Boulder City resident Zachary Shattler, 16, helped win a first-place medal in water quality May 18 at the National Science Olympiad competition at Wright State University outside Dayton, Ohio.
Shattler, who has lived in Boulder City since he was 2, is a junior at Clark High School in Las Vegas where he is enrolled in the Academy of Mathematics, Science and Applied Technology magnet program. Shattler participates in the school’s Science Olympiad Club with gold-medal teammate, Michael Zhou, an 18-year-old senior.
The boys won first place in water quality, one of the 23 events of the Olympiad tournament.
“Water quality is essentially a study of certain parameters of water quality and aquatic ecosystems,” said Zhou, who lives in North Las Vegas. “We basically divided up the tasks and certain topics among ourselves. We made ourselves experts in those topics.”

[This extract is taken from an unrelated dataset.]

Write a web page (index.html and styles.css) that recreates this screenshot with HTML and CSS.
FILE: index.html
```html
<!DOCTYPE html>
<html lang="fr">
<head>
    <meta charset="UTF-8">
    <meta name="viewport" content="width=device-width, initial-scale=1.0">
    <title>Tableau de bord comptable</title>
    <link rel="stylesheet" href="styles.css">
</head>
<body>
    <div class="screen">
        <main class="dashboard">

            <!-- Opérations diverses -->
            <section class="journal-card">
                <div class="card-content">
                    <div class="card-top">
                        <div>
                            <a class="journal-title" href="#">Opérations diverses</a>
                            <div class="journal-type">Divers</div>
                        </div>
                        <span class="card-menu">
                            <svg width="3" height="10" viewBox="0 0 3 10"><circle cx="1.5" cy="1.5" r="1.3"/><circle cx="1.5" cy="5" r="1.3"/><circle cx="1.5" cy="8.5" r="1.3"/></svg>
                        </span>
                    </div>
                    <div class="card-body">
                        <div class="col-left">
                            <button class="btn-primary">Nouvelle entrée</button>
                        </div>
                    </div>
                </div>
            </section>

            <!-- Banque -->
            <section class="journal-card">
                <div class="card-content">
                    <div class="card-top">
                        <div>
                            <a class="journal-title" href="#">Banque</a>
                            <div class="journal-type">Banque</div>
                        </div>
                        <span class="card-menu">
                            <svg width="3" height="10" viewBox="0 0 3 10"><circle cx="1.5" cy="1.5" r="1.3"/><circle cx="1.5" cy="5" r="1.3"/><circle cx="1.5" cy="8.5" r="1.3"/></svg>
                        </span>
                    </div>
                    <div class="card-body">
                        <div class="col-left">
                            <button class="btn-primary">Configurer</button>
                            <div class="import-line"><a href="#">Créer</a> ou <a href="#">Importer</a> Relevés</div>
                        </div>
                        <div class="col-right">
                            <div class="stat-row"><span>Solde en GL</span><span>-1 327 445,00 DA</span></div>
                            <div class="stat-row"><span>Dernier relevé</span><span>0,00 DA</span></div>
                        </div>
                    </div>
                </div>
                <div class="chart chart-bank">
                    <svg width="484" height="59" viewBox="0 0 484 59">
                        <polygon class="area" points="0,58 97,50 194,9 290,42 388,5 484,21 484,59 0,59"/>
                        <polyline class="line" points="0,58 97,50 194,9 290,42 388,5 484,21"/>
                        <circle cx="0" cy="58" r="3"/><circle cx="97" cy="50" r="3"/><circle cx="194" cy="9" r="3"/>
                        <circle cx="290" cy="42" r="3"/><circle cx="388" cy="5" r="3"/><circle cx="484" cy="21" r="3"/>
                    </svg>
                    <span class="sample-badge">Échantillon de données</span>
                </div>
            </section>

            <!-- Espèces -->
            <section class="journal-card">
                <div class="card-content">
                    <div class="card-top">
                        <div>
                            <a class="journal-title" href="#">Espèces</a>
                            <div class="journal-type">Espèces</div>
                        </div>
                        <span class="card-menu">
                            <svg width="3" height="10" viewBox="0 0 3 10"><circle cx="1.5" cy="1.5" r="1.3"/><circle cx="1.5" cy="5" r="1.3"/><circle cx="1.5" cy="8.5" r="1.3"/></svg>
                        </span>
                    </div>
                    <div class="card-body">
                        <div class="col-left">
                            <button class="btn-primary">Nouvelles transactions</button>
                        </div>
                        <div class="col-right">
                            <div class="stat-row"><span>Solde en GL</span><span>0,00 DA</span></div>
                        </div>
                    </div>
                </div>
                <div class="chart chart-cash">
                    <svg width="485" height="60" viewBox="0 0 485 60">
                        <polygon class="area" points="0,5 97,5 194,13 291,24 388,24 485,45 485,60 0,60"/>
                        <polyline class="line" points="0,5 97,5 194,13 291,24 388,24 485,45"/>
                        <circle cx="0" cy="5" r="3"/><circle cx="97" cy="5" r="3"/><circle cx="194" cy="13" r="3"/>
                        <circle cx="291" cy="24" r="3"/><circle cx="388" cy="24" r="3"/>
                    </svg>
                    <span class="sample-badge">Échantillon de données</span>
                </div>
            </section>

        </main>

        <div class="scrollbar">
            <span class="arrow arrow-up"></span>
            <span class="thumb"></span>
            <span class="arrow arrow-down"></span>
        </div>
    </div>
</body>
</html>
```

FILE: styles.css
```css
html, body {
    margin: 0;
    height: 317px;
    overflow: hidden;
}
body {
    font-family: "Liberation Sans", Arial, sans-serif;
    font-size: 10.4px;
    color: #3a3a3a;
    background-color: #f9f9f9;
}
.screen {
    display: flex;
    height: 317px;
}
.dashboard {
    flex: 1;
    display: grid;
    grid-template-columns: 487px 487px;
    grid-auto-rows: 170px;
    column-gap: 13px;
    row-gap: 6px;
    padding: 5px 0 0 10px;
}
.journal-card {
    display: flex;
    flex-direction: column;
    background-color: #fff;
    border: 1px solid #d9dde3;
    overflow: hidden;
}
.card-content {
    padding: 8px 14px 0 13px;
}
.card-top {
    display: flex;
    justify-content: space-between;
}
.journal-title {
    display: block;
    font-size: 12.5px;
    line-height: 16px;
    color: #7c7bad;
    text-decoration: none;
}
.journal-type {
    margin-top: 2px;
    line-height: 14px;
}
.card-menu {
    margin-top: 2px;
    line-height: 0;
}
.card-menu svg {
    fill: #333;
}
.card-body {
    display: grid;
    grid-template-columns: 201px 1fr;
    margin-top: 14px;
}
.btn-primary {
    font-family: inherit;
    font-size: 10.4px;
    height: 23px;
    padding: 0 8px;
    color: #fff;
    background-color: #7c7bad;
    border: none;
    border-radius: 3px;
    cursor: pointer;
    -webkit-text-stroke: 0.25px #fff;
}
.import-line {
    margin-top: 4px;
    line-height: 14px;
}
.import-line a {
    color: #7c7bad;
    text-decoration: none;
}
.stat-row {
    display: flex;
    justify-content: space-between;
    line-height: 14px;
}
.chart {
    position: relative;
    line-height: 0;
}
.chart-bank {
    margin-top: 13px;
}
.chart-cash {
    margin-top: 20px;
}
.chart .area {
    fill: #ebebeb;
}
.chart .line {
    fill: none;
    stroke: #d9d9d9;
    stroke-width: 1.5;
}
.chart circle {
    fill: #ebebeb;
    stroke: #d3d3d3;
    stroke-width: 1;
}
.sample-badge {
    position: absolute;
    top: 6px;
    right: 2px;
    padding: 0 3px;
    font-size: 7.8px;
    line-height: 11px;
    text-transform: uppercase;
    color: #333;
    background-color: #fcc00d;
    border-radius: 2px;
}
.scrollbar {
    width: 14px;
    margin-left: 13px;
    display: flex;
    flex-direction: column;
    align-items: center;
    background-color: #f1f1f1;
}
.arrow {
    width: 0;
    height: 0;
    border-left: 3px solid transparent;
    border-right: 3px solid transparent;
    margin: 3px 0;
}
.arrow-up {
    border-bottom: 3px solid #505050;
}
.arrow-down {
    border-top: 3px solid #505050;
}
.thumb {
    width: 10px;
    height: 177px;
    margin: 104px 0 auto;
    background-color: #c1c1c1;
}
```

Shattler had some previous experience in the study of water quality, having won a second-place medal in a science competition in middle school for his research in aquatic ecosystems. He had competed in the water quality category last year, the first time it was introduced to the competition, but “placed somewhere in the 20s.”
Last year’s experience helped him prepare for this year.

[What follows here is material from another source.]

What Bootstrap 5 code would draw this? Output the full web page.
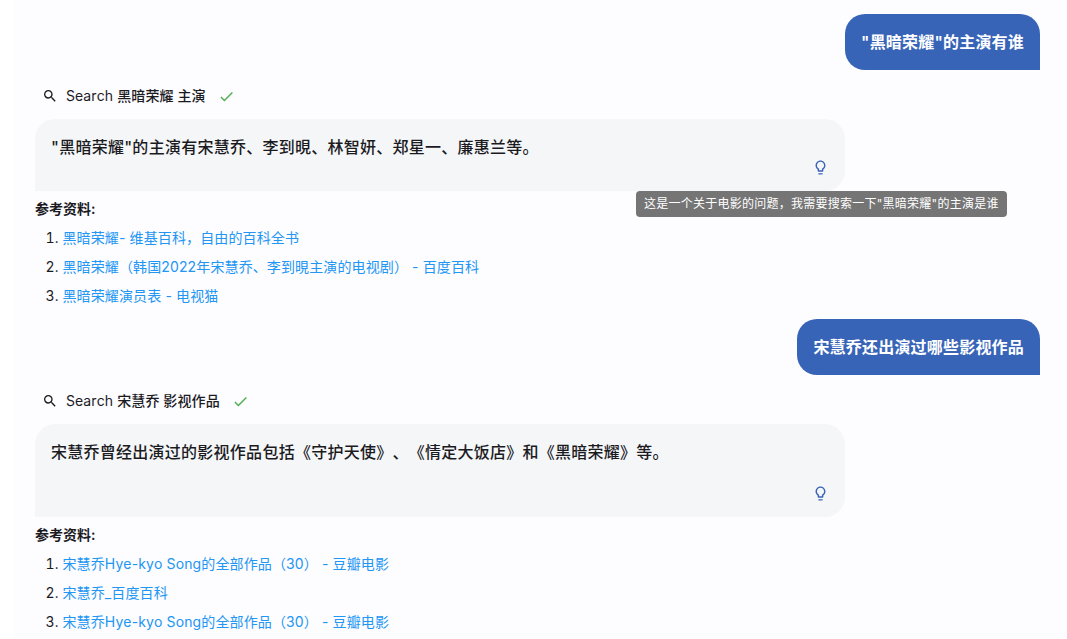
<!DOCTYPE html>
<html lang="zh">
<head>
<meta charset="utf-8">
<title>Chat</title>
<link href="https://cdn.jsdelivr.net/npm/bootstrap@5.3.0/dist/css/bootstrap.min.css" rel="stylesheet">
<style>
html,body{height:100%;overflow:hidden;background:#fff}
body{font-family:Inter,"Noto Sans CJK SC",sans-serif;color:#1b1b1f;text-spacing-trim:space-all;font-kerning:none}
.chat-panel{margin:0 2px 0 14px;height:639px;background:#fdfcff;padding:14px 25px 0 21px;overflow:hidden}
.user-bubble{background:#3864b8;color:#fff;font-size:16px;letter-spacing:.2px;font-weight:600;line-height:24px;padding:16px;border-radius:20px 20px 0 20px}
.tool-row{font-size:14px;letter-spacing:.1px;height:20px;line-height:20px;padding-left:7px;margin-top:16px;margin-bottom:13px}
.tool-row svg{flex:none}
.tool-name{margin-left:8px;margin-right:12px}
.tool-name b{font-weight:500}
.answer-bubble{position:relative;width:810px;background:#f5f6f8;border-radius:20px 20px 20px 0;padding:16px 16px 0;font-size:16px;letter-spacing:.26px;font-weight:500;line-height:24px}
.answer-text{margin:0;height:24px}
.answer-text.tall{height:45px}
.bulb-row{height:32px}
.hint-tip{position:absolute;left:601px;top:72px;width:371px;height:26px;background:#757575;color:#fff;font-size:12px;letter-spacing:.25px;font-weight:400;line-height:26px;padding-left:8px;border-radius:4px;white-space:nowrap;z-index:2}
.ref-title{font-size:14px;font-weight:600;line-height:20px;margin-top:8px;margin-bottom:9px}
.ref-list{margin:0;padding-left:27.5px;font-size:14px;letter-spacing:.12px;line-height:20px}
.ref-list li{margin-bottom:9px}
.ref-list a{color:#2196f3;text-decoration:none}
.block-two{margin-top:13px}
</style>
</head>
<body>
<div class="chat-panel">
  <div class="d-flex justify-content-end"><div class="user-bubble">"黑暗荣耀"的主演有谁</div></div>

  <div class="tool-row d-flex align-items-center">
    <svg width="16" height="16" viewBox="0 0 24 24" fill="#1b1b1f"><path d="M15.5 14h-.79l-.28-.27A6.471 6.471 0 0 0 16 9.5 6.5 6.5 0 1 0 9.5 16c1.61 0 3.09-.59 4.23-1.57l.27.28v.79l5 4.99L20.49 19l-4.99-5zm-6 0C7.01 14 5 11.99 5 9.5S7.01 5 9.5 5 14 7.01 14 9.5 11.99 14 9.5 14z"/></svg>
    <span class="tool-name">Search <b>黑暗荣耀 主演</b></span>
    <svg width="17" height="17" viewBox="0 0 24 24" fill="#4caf50"><path d="M9 16.17 4.83 12l-1.42 1.41L9 19 21 7l-1.41-1.41z"/></svg>
  </div>

  <div class="answer-bubble">
    <p class="answer-text">"黑暗荣耀"的主演有宋慧乔、李到晛、林智妍、郑星一、廉惠兰等。</p>
    <div class="bulb-row d-flex justify-content-end">
      <svg width="17" height="17" viewBox="0 0 24 24" fill="#3864b8"><path d="M9 21c0 .55.45 1 1 1h4c.55 0 1-.45 1-1v-1H9v1zm3-19C8.14 2 5 5.14 5 9c0 2.38 1.19 4.47 3 5.74V17c0 .55.45 1 1 1h6c.55 0 1-.45 1-1v-2.26c1.81-1.27 3-3.36 3-5.74 0-3.86-3.14-7-7-7zm2.85 11.1-.85.6V16h-4v-2.3l-.85-.6A4.997 4.997 0 0 1 7 9c0-2.76 2.24-5 5-5s5 2.24 5 5c0 1.63-.8 3.16-2.15 4.1z"/></svg>
    </div>
    <div class="hint-tip">这是一个关于电影的问题，我需要搜索一下"黑暗荣耀"的主演是谁</div>
  </div>

  <div class="ref-title">参考资料:</div>
  <ol class="ref-list">
    <li><a href="#">黑暗荣耀- 维基百科，自由的百科全书</a></li>
    <li><a href="#">黑暗荣耀（韩国2022年宋慧乔、李到晛主演的电视剧） - 百度百科</a></li>
    <li><a href="#">黑暗荣耀演员表 - 电视猫</a></li>
  </ol>

  <div class="d-flex justify-content-end block-two"><div class="user-bubble">宋慧乔还出演过哪些影视作品</div></div>

  <div class="tool-row d-flex align-items-center">
    <svg width="16" height="16" viewBox="0 0 24 24" fill="#1b1b1f"><path d="M15.5 14h-.79l-.28-.27A6.471 6.471 0 0 0 16 9.5 6.5 6.5 0 1 0 9.5 16c1.61 0 3.09-.59 4.23-1.57l.27.28v.79l5 4.99L20.49 19l-4.99-5zm-6 0C7.01 14 5 11.99 5 9.5S7.01 5 9.5 5 14 7.01 14 9.5 11.99 14 9.5 14z"/></svg>
    <span class="tool-name">Search <b>宋慧乔 影视作品</b></span>
    <svg width="17" height="17" viewBox="0 0 24 24" fill="#4caf50"><path d="M9 16.17 4.83 12l-1.42 1.41L9 19 21 7l-1.41-1.41z"/></svg>
  </div>

  <div class="answer-bubble">
    <p class="answer-text tall">宋慧乔曾经出演过的影视作品包括《守护天使》、《情定大饭店》和《黑暗荣耀》等。</p>
    <div class="bulb-row d-flex justify-content-end">
      <svg width="17" height="17" viewBox="0 0 24 24" fill="#3864b8"><path d="M9 21c0 .55.45 1 1 1h4c.55 0 1-.45 1-1v-1H9v1zm3-19C8.14 2 5 5.14 5 9c0 2.38 1.19 4.47 3 5.74V17c0 .55.45 1 1 1h6c.55 0 1-.45 1-1v-2.26c1.81-1.27 3-3.36 3-5.74 0-3.86-3.14-7-7-7zm2.85 11.1-.85.6V16h-4v-2.3l-.85-.6A4.997 4.997 0 0 1 7 9c0-2.76 2.24-5 5-5s5 2.24 5 5c0 1.63-.8 3.16-2.15 4.1z"/></svg>
    </div>
  </div>

  <div class="ref-title">参考资料:</div>
  <ol class="ref-list">
    <li><a href="#">宋慧乔Hye-kyo Song的全部作品（30） - 豆瓣电影</a></li>
    <li><a href="#">宋慧乔_百度百科</a></li>
    <li><a href="#">宋慧乔Hye-kyo Song的全部作品（30） - 豆瓣电影</a></li>
  </ol>
</div>
<script src="https://cdn.jsdelivr.net/npm/bootstrap@5.3.0/dist/js/bootstrap.bundle.min.js"></script>
</body>
</html>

“Ever since (middle school) I’ve liked it a lot and I continuously read up on it and that was a major part of the test, the aquatic ecosystems,” he said. “After we started the event, we just read as much as we could on various topics and tried to think of anything that they could ask us and it worked out in the end.”
The judges determine the winners by comparing the research each team had developed in their designated event. The first-place winners of the 23 events received a $2,500 four-year renewable scholarship to Wright State University. Each event can distribute different prizes, such as cash prizes or all-expense paid trips. However, the water quality event did not offer any additional prizes.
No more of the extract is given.